Ross Ulbricht, a distinctly dodgy geezer, was dealing drugs and practically speaking in anything else illegal like guns and armaments online through the TOR protocol which it was thought was uncrackable. He still had the problem of how to get paid, when all of a sudden he came across Bitcoin, and the assumption that it was untraceable. Wrong as it happens, but at the time it was thought to be so. His Silk Road hypermarket started accepting Bitcoin and both Ross and his customers rejoiced. The Silk Road suddenly became an enormous business, fueled by Bitcoin. This is where the perennial complaints about Bitcoin only being used by drug and arms dealers comes from which, back in the day, had a certain veracity.
So the next problem, if you wanted to buy from Ulbricht, was how to get Bitcoin. Mt.Gox.org started as a site to exchange cards for a particular game called Magic The gathering Online. MTGO Exchange hence Mt.Gox. Initially founded by one Jed McCaleb, he shut it down at one point but had been in touch with a man called Mark Karpeles. Karpeles was a French internet and web nerd with a bit of history who had moved to Japan. He was neither a businessman nor a particularly savvy person and McCaleb took advantage (in my view) and sold Mt.Gox to him. It was a very strange contract, with lots of strings attached and probably already missing BTC on the exchange. But Karpeles jumped right in and as the Silk Road expanded, Mt.Gox had to expand to feed the monster. At one point it traded more than 70% of all Bitcoin.
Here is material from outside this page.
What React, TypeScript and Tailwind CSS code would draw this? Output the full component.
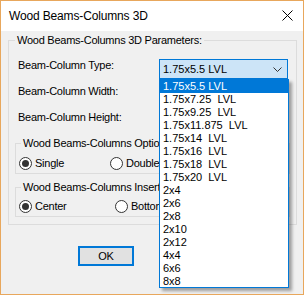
import React from "react";

const items = [
  "1.75x5.5 LVL",
  "1.75x7.25  LVL",
  "1.75x9.25  LVL",
  "1.75x11.875  LVL",
  "1.75x14  LVL",
  "1.75x16  LVL",
  "1.75x18  LVL",
  "1.75x20  LVL",
  "2x4",
  "2x6",
  "2x8",
  "2x10",
  "2x12",
  "4x4",
  "6x6",
  "8x8",
];

function Radio({ checked, label }: { checked?: boolean; label: string }) {
  return (
    <div className="flex items-center h-[13px]">
      <div className="w-[13px] h-[13px] rounded-full border border-[#333333] bg-white flex items-center justify-center">
        {checked && <div className="w-[7px] h-[7px] rounded-full bg-[#333333]" />}
      </div>
      <span className="ml-[3px] leading-[13px]">{label}</span>
    </div>
  );
}

export default function App() {
  return (
    <div
      className="relative w-[304px] h-[295px] border border-[#e8a75c] bg-[#f0f0f0] text-[11px] tracking-[-0.25px] text-black overflow-hidden"
      style={{ fontFamily: '"Liberation Sans", Arial, sans-serif' }}
    >
      <div className="h-[30px] bg-white flex items-center justify-between pl-[8px] pr-[10px]">
        <span className="text-[12px] leading-[14px] tracking-[-0.15px] -mt-[1px]">Wood Beams-Columns 3D</span>
        <svg width="11" height="11" viewBox="0 0 11 11" className="-mt-[1px]">
          <path d="M0.5 0.5 L10.5 10.5 M10.5 0.5 L0.5 10.5" stroke="#000" strokeWidth="1" />
        </svg>
      </div>

      <div className="flex flex-col">
        <fieldset className="mt-[3px] ml-[7px] mr-[6px] border border-[#dcdcdc] pb-[7px]">
          <legend className="ml-[6px] px-[2px] leading-[13px]">Wood Beams-Columns 3D Parameters:</legend>
          <div className="flex flex-col gap-[6px] pt-[12px]">
            <div className="flex items-start h-[20px]">
              <span className="w-[150px] pl-[9px] leading-[13px]">Beam-Column Type:</span>
              <div className="w-[129px] h-[20px] border border-[#0078d7] bg-[#cce4f7] flex items-center justify-between pl-[3px] pr-[5px]">
                <span className="leading-[13px] tracking-normal">1.75x5.5 LVL</span>
                <svg width="9" height="5" viewBox="0 0 9 5">
                  <path d="M0.5 0.5 L4.5 4.5 L8.5 0.5" stroke="#333" strokeWidth="1" fill="none" />
                </svg>
              </div>
            </div>
            <div className="flex items-start h-[20px]">
              <span className="w-[150px] pl-[9px] leading-[13px]">Beam-Column Width:</span>
              <div className="w-[129px] h-[20px] border border-[#7a7a7a] bg-white" />
            </div>
            <div className="flex items-start h-[20px]">
              <span className="w-[150px] pl-[9px] leading-[13px]">Beam-Column Height:</span>
              <div className="w-[129px] h-[20px] border border-[#7a7a7a] bg-white" />
            </div>
          </div>

          <fieldset className="mt-[6px] ml-[6px] mr-[6px] border border-[#dcdcdc] pb-[3px]">
            <legend className="ml-[5px] px-[2px] leading-[13px]">Wood Beams-Columns Options</legend>
            <div className="flex pt-[7px] pl-[3px]">
              <div className="w-[91px]">
                <Radio checked label="Single" />
              </div>
              <Radio label="Double" />
            </div>
          </fieldset>

          <fieldset className="mt-[7px] ml-[6px] mr-[6px] border border-[#dcdcdc] pb-[3px]">
            <legend className="ml-[5px] px-[2px] leading-[13px]">Wood Beams-Columns Insert</legend>
            <div className="flex pt-[6px] pl-[3px]">
              <div className="w-[96px]">
                <Radio checked label="Center" />
              </div>
              <Radio label="Bottom" />
            </div>
          </fieldset>
        </fieldset>

        <div className="flex mt-[21px] ml-[77px] gap-[37px]">
          <button className="w-[56px] h-[20px] border-2 border-[#0078d7] bg-[#e1e1e1] text-[11px] leading-[13px] flex items-center justify-center">
            OK
          </button>
          <button className="w-[56px] h-[20px] border border-[#adadad] bg-[#e1e1e1] text-[11px] leading-[13px] flex items-center justify-center">
            Cancel
          </button>
        </div>
      </div>

      <div className="absolute left-[158px] top-[78px] w-[130px] h-[209px] border border-[#0078d7] bg-white shadow-[3px_3px_3px_rgba(0,0,0,0.35)] flex flex-col tracking-normal">
        {items.map((t, i) => (
          <div
            key={t}
            className={
              i === 0
                ? "h-[13px] leading-[13px] pl-[3px] bg-[#0078d7] text-white whitespace-pre"
                : "h-[13px] leading-[13px] pl-[3px] whitespace-pre"
            }
          >
            {t}
          </div>
        ))}
      </div>
    </div>
  );
}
Things went along and we had the first documented BTC purchase, the famous 2 pizzas for 10,000 BTC in May 2010. Roughly that equated to a BTC price of 0.3 pence. By that time there had been around 2.5million BTC mined. It was facilitated down the line by at least 2 US Government agents who quite conceivable stole some 850,000 Bitcoin. In particular, one Carl Mark Force IV admitted everything and was sentenced to 78 months inside. As you can see he has been out for some years now….
Mt. Gox collapsed in 2014. Karpeles had instituted almost zero business procedures. They never even did a reconciliation of what they should have and who it belonged to. They couldn’t give people what they had bought and it all fell apart. Interestingly, a while after the collapse, 200,000 BTC were found in a paper wallet, but at the very least 650,000 were siphoned off, with the finger pointing relentlessly at Karpeles. He was arrested by the Japanese authorities, which is just what you don’t want, because the Japanese legal system works pretty much on the basis that you are guilty (even if you manage to prove otherwise).
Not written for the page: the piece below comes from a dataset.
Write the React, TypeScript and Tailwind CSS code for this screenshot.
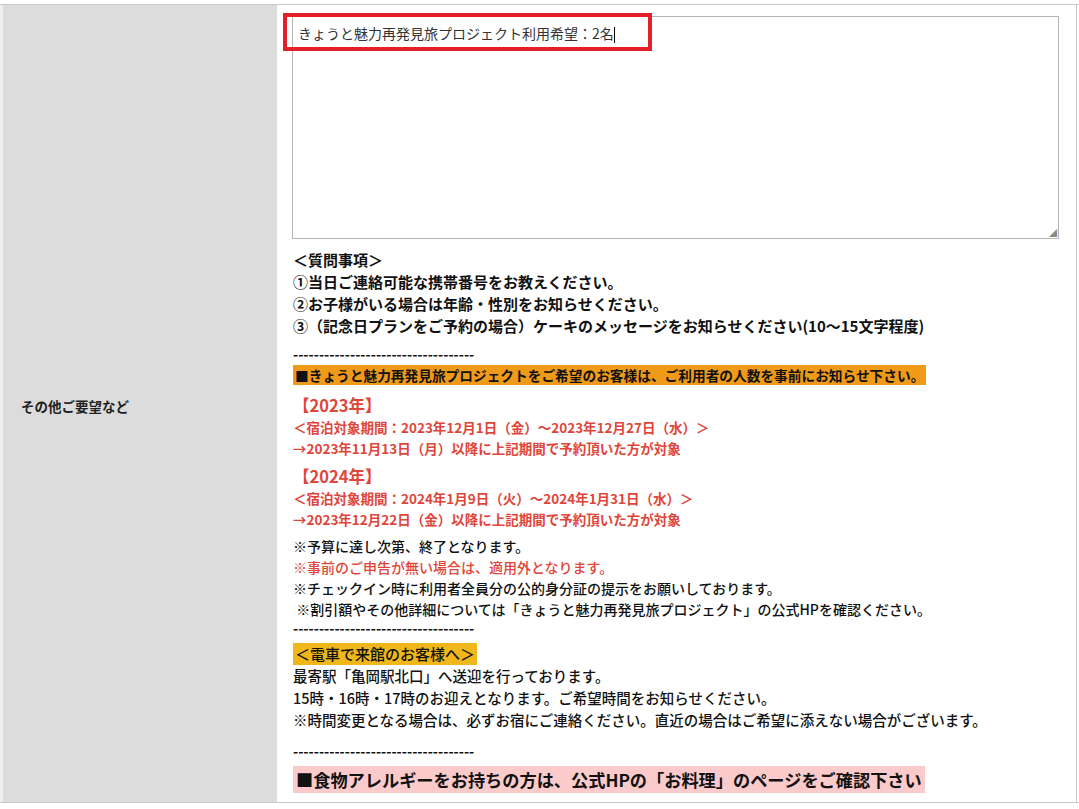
export default function App() {
  const f = { fontFamily: '"Noto Sans CJK JP", "Noto Sans", sans-serif' };
  const red = "text-[#e0453a]";
  const dash = "-----------------------------------";
  return (
    <div className="w-[1079px] h-[809px] bg-white" style={f}>
      <div className="h-[4px]" />
      <div className="flex border-t border-b border-[#c8c8c8] h-[799px]">
        <div className="w-[277px] bg-[#dcdcdc] flex items-center pl-[18px] pt-[6px] border-l-[3px] border-[#eeeeee]">
          <span className="text-[13.5px] font-bold text-[#222]">その他ご要望など</span>
        </div>
        <div className="flex-1 pl-[15px] text-[15px] leading-[22px] text-[#111] font-bold">
          <div className="relative mt-[11px] w-[767px] h-[223px] border border-[#b5b5b5] bg-white">
            <div className="absolute left-[-10px] top-[-4px] w-[369px] h-[38px] border-[4px] border-[#e3202a]" />
            <div className="absolute left-[5px] top-[5px] text-[14px] font-normal text-[#333]">
              きょうと魅力再発見旅プロジェクト利用希望：2名<span className="inline-block w-px h-[16px] bg-black align-middle" />
            </div>
            <div className="absolute right-[1px] bottom-[1px] text-[8px] leading-none text-[#888]">◢</div>
          </div>
          <div className="mt-[10px] ml-px">
            <div>＜質問事項＞</div>
            <div>①当日ご連絡可能な携帯番号をお教えください。</div>
            <div>②お子様がいる場合は年齢・性別をお知らせください。</div>
            <div>③（記念日プランをご予約の場合）ケーキのメッセージをお知らせください(10～15文字程度)</div>
            <div className="mt-[9px] leading-[16px] text-[14px]">{dash}</div>
            <div className="inline-block bg-[#f09a1a] px-[2px] leading-[20px] mt-[3px] text-[13.7px]">■きょうと魅力再発見旅プロジェクトをご希望のお客様は、ご利用者の人数を事前にお知らせ下さい。</div>
            <div className={`${red} text-[16.5px] leading-[24px] mt-[7px]`}>【2023年】</div>
            <div className={`${red} text-[13.5px] leading-[21px]`}>＜宿泊対象期間：2023年12月1日（金）～2023年12月27日（水）＞</div>
            <div className={`${red} text-[13.5px] leading-[21px]`}>→2023年11月13日（月）以降に上記期間で予約頂いた方が対象</div>
            <div className={`${red} text-[16.5px] leading-[24px] mt-[5px]`}>【2024年】</div>
            <div className={`${red} text-[13.5px] leading-[21px]`}>＜宿泊対象期間：2024年1月9日（火）～2024年1月31日（水）＞</div>
            <div className={`${red} text-[13.5px] leading-[21px]`}>→2023年12月22日（金）以降に上記期間で予約頂いた方が対象</div>
            <div className="mt-[6px] font-medium text-[14px] leading-[21px]">※予算に達し次第、終了となります。</div>
            <div className={`${red} font-medium text-[14px] leading-[21px]`}>※事前のご申告が無い場合は、適用外となります。</div>
            <div className="font-medium text-[14px] leading-[21px]">※チェックイン時に利用者全員分の公的身分証の提示をお願いしております。</div>
            <div className="font-medium text-[14px] leading-[21px]">&nbsp;※割引額やその他詳細については「きょうと魅力再発見旅プロジェクト」の公式HPを確認ください。</div>
            <div className="leading-[16px] text-[14px]">{dash}</div>
            <div className="inline-block bg-[#f0b71a] px-[2px] mt-[7px] leading-[22px] font-medium text-[15px]">＜電車で来館のお客様へ＞</div>
            <div className="font-medium text-[14.5px] leading-[22px]">最寄駅「亀岡駅北口」へ送迎を行っております。</div>
            <div className="font-medium text-[14.5px] leading-[22px]">15時・16時・17時のお迎えとなります。ご希望時間をお知らせください。</div>
            <div className="font-medium text-[14.5px] leading-[22px]">※時間変更となる場合は、必ずお宿にご連絡ください。直近の場合はご希望に添えない場合がございます。</div>
            <div className="mt-[12px] leading-[16px] text-[14px]">{dash}</div>
            <div className="inline-block bg-[#fbcaca] px-[3px] mt-[7px] leading-[27px] text-[17.2px]">■食物アレルギーをお持ちの方は、公式HPの「お料理」のページをご確認下さい</div>
          </div>
        </div>
        <div className="w-[1px] bg-[#c8c8c8] mr-[2px]" />
      </div>
    </div>
  );
}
I won’t bore you with all the ins and outs but eventually he was found guilty only of falsifying data and given a four year suspended sentence in March of 2019. He was acquitted of the charge of theft of the BTC, which is what he wanted and which he had always maintained.
Rehabilitation and restitution of clients of Mt.Gox is ongoing with payments to creditors starting in July 2024 but will likely only amount to 21% or so of claims in physical (digital) tokens. It was due to complete by the end of October 2025, but this has now been extended for a further year. But the rise in Bitcoin means that even only 21% restitution is a huge gain for those who lost out. The price then was under $450. It’s now around $90,000.
Bitcoin is not invisible. The transactions are totally trackable and in general if you want to dispose of it you need to use an exchange, which because of KYC (Know Your Customer) and AML (Anti Money Laundering) will instantly reveal who you are. A Russian called Alexander Vinnik had hacked into several different exchanges before, but in Mt.Gox’s case, Karpeles had never once done a reconciliation so had no idea anything had been stolen. Other Russian nationals were involved in the money laundering and theft in the shape of Alexey Bilyuchenko and Aleksandr Verner. The whole point here is a lesson in cyber security. They opened the box a bit and stole some BTC. Then closed it, left it for a while then did it again. It was the weakest link in a duck taped cardboard box – they were able to get the private keys of customers and hence drain those wallets. Think of private keys as bank pin codes, with the door left slightly open. They turned to BTC-e (a criminal exchange). But because they were under the misapprehension that it was all invisible, they were eventually caught and the Silk Road shut. That’s the reason the USA has billions of dollars worth of Bitcoin in its control.
Ulbricht was sentenced to two life sentences plus 40 years. Until one Donald Trump pardoned him in January 2025 immediately after his inauguration. It says a lot about the future of a lot of things in my view.
But in the final analysis, Bitcoin only became a real thing because it was able to be used and that came about because of the Silk Road. We will have to wait to see what the final curtain reveals.
Abstract of the Bitcoin White paper. A purely peer-to-peer version of electronic cash would allow online payments to be sent directly from one party to another without going through a financial institution. Digital signatures provide part of the solution, but the main benefits are lost if a trusted third party is still required to prevent double-spending. We propose a solution to the double-spending problem using a peer-to-peer network. The network timestamps transactions by hashing them into an ongoing chain of hash-based proof-of-work, forming a record that cannot be changed without redoing the proof-of-work. The longest chain not only serves as proof of the sequence of events witnessed, but proof that it came from the largest pool of CPU power. As long as a majority of CPU power is controlled by nodes that are not cooperating to attack the network, they'll generate the longest chain and outpace attackers. The network itself requires minimal structure. Messages are broadcast on a best effort basis, and nodes can leave and rejoin the network at will, accepting the longest proof-of-work chain as proof of what happened while they were gone.